Anyone who tells you this is impossible — i.e. that erections, for better or worse, are a mindless process over which no man ever has control — is a liar and a loser on some very fundamental levels of humanity — especially if its a woman trying to tell you the nature of erections.

Moreover, if any self-deceiving beta-male bitch ever saw the caliber of some of the women for whom I refused to provide an erection — or otherwise rejected sexually — especially as compared to some of the women for whom I chose to provide an erection: the mind of the self-deceiving beta-male bitch would require them to rethink everything they pretend to know about how “women rule” and have guys “wrapped around their finger.” No: only losers. Real men lead. Real women follow real men.

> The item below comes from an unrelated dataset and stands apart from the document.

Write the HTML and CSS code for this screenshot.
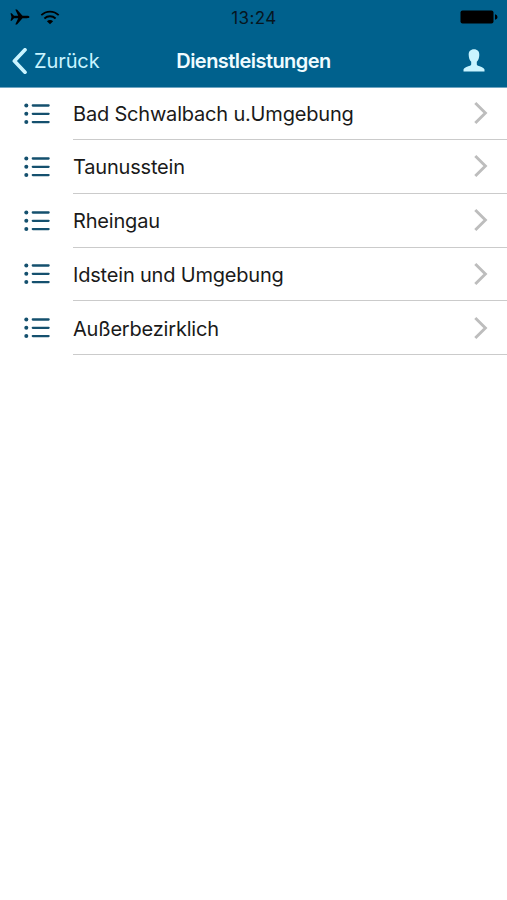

Gross, Boring Women with Lazy-pussy Energy

“Little-dick energy” is not a thing. Nor is “big-dick energy.” Anyone who tells you otherwise is a loser, or a liar — or both. Meanwhile, “lazy-pussy energy” is very real. For example: if some cynical loser lady likes droning on about how a guy has to climb into her pussy and do jumping-jacks to satisfy her — because a man with an average penis is nothing to her: for one thing , she is quite possibly bluffing, in order to masturbate with social attention (e.g. fading song-slut Ariana Grande); but if she is speaking the truth — then she is just a gross, boring loser with a lazy pussy. Obviously.

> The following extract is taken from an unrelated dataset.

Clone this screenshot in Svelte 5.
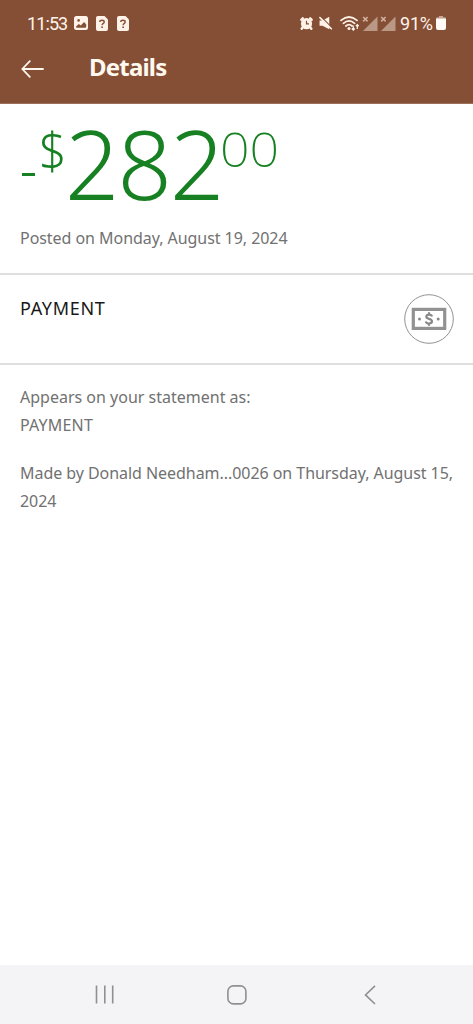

Humility Makes Strength, and Practice Makes Permanent

In the end, a woman worth fucking knows her own body, or else earnestly seeks to know it. I have been with several virgins who had a lazy pussy — who had accepted the myriad social myths about how it is a man’s job to overwhelm her, and that her only role is to be passively overwhelmed. Conversely, I have been with several women who had birthed multiple children — yet still felt amazing between her legs: each mother had made it a point to maintain her sexuality, because she knew that part of the purpose of her vagina is to please her man.